◆ DATA SEGMENT
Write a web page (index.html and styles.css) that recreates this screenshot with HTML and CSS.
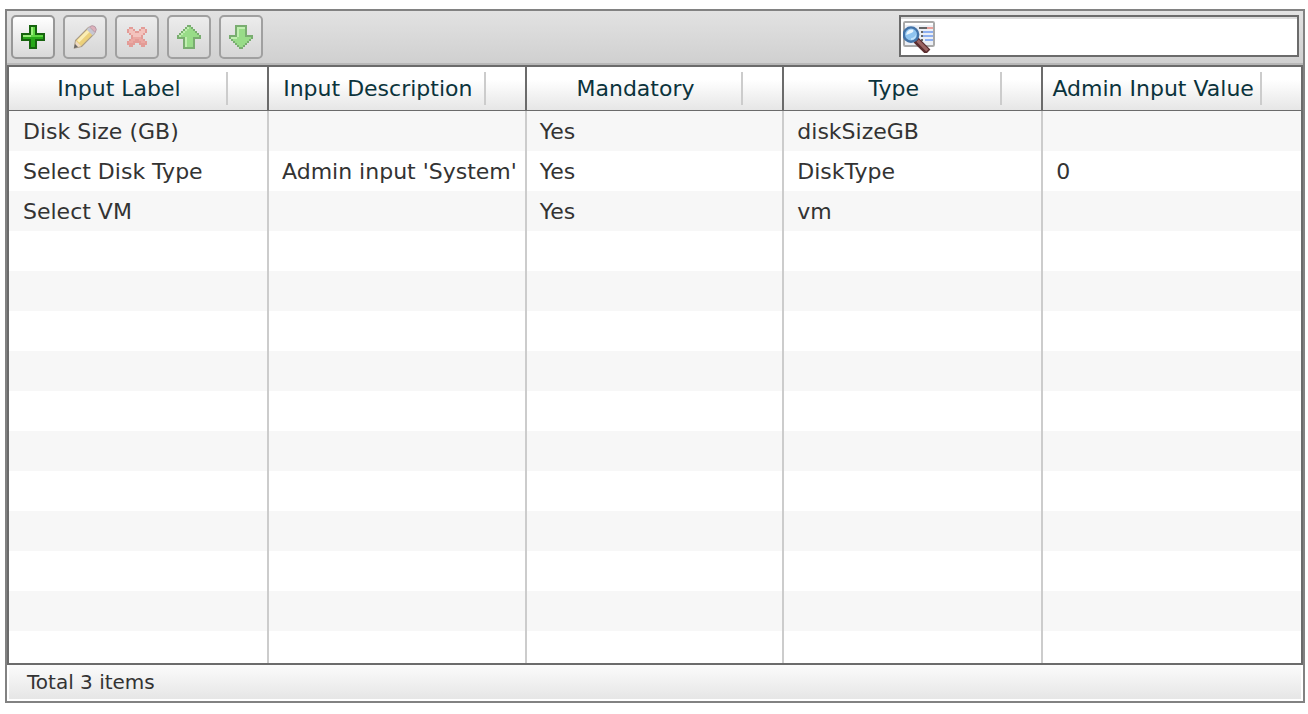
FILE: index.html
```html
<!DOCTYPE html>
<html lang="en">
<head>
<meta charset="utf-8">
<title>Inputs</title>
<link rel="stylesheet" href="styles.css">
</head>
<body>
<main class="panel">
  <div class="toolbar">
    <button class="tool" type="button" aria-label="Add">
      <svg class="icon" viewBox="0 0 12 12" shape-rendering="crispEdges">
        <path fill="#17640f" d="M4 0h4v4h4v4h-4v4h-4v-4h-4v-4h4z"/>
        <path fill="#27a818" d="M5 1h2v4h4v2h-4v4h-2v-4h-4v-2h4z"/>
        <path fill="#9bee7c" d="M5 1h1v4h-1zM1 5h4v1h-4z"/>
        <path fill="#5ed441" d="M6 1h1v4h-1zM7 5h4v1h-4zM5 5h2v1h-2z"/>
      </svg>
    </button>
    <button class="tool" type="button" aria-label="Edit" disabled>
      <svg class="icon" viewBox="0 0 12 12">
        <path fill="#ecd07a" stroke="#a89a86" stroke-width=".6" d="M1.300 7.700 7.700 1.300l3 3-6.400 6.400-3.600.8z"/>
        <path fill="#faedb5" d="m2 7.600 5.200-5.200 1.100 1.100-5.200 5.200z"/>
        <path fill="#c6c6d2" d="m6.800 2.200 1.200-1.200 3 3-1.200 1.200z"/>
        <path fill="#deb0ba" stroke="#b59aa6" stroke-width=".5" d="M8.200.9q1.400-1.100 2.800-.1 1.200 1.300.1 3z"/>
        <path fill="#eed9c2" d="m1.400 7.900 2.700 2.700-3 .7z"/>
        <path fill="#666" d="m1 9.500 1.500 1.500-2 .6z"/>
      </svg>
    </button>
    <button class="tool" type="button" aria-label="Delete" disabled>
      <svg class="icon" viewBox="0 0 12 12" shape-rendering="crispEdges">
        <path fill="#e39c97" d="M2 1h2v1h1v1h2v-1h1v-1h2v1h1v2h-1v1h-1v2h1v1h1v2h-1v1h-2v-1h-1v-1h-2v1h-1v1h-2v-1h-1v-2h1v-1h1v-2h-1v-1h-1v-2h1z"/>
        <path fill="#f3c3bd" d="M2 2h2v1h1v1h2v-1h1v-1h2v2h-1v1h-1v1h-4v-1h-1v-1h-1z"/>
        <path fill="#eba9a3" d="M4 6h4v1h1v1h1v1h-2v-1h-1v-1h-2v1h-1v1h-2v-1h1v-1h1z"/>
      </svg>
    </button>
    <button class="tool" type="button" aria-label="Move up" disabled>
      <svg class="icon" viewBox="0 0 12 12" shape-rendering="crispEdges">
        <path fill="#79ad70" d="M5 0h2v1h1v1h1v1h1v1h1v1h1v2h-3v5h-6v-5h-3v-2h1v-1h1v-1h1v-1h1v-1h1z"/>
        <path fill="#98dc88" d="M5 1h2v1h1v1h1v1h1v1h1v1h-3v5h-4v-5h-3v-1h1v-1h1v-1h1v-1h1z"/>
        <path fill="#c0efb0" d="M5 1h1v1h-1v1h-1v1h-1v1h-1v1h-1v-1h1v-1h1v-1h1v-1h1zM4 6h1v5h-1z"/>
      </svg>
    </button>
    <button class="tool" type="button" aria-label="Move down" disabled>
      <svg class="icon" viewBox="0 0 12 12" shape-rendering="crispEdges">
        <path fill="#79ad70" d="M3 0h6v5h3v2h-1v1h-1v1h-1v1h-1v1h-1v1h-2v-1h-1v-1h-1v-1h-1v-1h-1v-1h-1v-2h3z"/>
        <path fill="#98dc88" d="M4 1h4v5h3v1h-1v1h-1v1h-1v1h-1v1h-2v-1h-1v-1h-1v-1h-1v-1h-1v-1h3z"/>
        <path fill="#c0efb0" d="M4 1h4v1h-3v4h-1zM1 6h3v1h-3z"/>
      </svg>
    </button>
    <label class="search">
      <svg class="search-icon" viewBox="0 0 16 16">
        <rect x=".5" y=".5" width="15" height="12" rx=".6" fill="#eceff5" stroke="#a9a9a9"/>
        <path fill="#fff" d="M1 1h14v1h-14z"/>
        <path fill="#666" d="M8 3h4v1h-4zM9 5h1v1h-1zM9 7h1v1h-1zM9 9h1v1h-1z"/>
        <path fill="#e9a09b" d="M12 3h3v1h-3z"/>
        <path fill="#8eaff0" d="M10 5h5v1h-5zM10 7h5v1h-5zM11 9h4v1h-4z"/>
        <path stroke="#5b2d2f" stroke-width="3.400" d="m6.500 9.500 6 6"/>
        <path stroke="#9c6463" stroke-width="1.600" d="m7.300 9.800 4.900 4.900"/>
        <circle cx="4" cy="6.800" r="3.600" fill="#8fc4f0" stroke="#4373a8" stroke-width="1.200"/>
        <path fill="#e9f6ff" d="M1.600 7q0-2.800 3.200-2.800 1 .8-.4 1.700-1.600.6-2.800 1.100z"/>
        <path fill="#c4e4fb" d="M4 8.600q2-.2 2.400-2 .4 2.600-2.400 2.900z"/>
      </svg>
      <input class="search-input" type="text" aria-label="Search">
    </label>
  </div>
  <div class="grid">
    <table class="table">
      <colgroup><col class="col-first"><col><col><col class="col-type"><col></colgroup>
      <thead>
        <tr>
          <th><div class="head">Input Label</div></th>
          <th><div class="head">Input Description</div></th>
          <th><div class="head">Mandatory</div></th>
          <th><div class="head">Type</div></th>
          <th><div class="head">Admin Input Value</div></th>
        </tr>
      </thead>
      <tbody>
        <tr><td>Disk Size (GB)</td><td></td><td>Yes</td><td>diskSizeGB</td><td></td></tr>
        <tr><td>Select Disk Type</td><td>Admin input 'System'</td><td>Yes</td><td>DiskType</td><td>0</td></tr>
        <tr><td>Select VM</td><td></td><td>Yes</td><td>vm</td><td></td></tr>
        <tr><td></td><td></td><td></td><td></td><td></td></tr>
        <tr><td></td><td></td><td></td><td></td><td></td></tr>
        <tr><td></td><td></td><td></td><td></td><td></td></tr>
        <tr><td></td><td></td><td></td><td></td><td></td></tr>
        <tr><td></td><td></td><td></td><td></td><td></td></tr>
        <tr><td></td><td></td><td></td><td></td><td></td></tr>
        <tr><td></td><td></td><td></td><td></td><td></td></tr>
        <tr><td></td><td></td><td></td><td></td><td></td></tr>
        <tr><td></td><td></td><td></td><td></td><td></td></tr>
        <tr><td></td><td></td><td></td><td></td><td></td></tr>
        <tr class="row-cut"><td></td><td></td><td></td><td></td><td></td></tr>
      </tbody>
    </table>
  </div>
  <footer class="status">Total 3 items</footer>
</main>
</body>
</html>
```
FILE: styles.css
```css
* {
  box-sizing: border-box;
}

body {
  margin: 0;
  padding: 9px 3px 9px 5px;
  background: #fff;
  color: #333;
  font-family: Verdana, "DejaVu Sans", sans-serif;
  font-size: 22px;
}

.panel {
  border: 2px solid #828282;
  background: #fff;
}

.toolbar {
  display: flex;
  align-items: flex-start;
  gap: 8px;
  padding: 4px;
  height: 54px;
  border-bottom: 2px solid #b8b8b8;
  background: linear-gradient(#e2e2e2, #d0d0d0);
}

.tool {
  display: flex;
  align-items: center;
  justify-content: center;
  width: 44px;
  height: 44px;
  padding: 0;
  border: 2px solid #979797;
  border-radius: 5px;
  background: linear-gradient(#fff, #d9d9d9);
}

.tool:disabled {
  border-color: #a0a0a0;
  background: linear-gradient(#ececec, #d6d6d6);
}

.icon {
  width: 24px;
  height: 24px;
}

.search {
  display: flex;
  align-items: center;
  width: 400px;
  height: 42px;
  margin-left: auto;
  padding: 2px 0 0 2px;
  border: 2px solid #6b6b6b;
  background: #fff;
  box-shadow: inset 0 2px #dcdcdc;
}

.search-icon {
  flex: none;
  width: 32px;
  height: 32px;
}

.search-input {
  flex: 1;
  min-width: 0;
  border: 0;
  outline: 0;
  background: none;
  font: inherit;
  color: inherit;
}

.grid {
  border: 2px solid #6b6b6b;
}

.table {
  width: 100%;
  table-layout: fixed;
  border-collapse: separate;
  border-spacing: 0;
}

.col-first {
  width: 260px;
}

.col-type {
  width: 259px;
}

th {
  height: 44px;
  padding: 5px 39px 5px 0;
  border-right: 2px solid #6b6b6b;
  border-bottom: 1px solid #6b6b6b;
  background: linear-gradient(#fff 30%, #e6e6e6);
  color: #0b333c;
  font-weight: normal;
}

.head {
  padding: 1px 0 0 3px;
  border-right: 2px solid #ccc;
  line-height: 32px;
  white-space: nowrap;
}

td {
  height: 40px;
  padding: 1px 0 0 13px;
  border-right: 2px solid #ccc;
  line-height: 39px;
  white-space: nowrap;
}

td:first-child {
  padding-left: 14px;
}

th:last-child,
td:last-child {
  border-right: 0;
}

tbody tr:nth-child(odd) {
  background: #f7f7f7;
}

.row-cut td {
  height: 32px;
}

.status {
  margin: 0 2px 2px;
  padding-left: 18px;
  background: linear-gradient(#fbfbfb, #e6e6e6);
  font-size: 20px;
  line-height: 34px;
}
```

◆ TO BE DONE
Your answer should be a single number: the count of lines in the data that include the word "index".

◆ WRITTEN ANSWER
2